Summary: xinit Xsession script sometimes fails to execute login shells
Product: [Fedora] Fedora Reporter: Nicolas Mailhot <nicolas.mailhot>
Component: gdmAssignee: Ray Strode [halfline] <rstrode>
Status: CLOSED RAWHIDE QA Contact: Mike McLean <mikem>
Severity: medium Docs Contact:
Priority: medium    
Version: rawhideCC: andersk, john.ellson, michal, pjones, redhat-bugzilla, rstrode, twaugh, umar, vonbrand, xgl-maint
Target Milestone: ---   
Target Release: ---   
Hardware: All   
OS: Linux   
Whiteboard:
Fixed In Version: Doc Type: Bug Fix
Doc Text:
Story Points: ---
Clone Of: Environment:
Last Closed: 2006-02-27 14:59:59 UTC Type: ---
Regression: --- Mount Type: ---
Documentation: --- CRM:
Verified Versions: Category: ---
oVirt Team: --- RHEL 7.3 requirements from Atomic Host:
Cloudforms Team: --- Target Upstream Version:
Embargoed:
Bug Depends On:    
Bug Blocks: 150221    

Description Nicolas Mailhot 2006-01-08 12:20:54 UTC
Description of problem:

launch gnome-terminal
$ cvs co foo
cvs checkout: No CVSROOT specified!  Please use the `-d' option
cvs [checkout aborted]: or set the CVSROOT environment variable

$ . ~/.bash_profile
$ cvs co foo
-> works

Version-Release number of selected component (if applicable):

bash-3.1-2

Comment 1 Robert Scheck 2006-01-08 15:50:04 UTC
I can't confirm this after a SSH login:

robert@tux:~ > echo $PATH
/usr/kerberos/bin:/usr/local/bin:/bin:/usr/bin:/usr/X11R6/bin:/home/robert/bin
robert@tux:~ > 

robert@tux:~ > grep PATH .bash*
.bash_profile:PATH=$PATH:$HOME/bin
.bash_profile:export PATH
robert@tux:~ >

Comment 2 Nicolas Mailhot 2006-01-08 16:38:04 UTC
Actually it works when logged on the CLI, not when opening a gnome-term on the GUI

Comment 3 Tim Waugh 2006-01-09 09:07:26 UTC
Please clarify: which situation does bash *not* read .bash_profile in, when it
ought to?

Only login shells should read .bash_profile, and a gnome-terminal shell is not a
login shell unless you enabled the check-button in the preferences.

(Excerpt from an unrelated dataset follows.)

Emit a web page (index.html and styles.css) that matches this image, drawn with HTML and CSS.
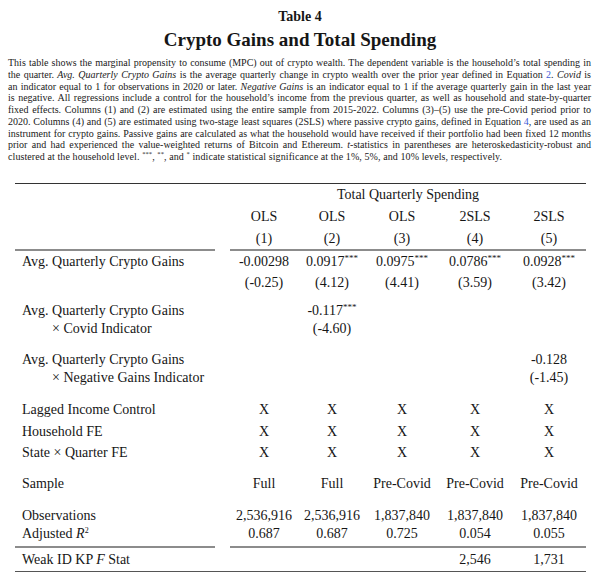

Comment 4 Nicolas Mailhot 2006-01-09 09:48:06 UTC
well, gnome-term is not really useful if PATH or other shell env vars are not
initialised properly. The default .bash* files seem to say this initialising
belong in  .bash_profile.

I guess what you mean is the behaviour change problem is a gnome-term problem
not a bash one. Please confirm so I can reassign the boog.

Comment 5 Tim Waugh 2006-01-09 10:05:10 UTC
As far as I can tell, everything is working correctly: gnome-terminal has an
option for whether the shell should be a login shell, and defaults to off; bash
reads .bash_profile when invoked with -l (for example).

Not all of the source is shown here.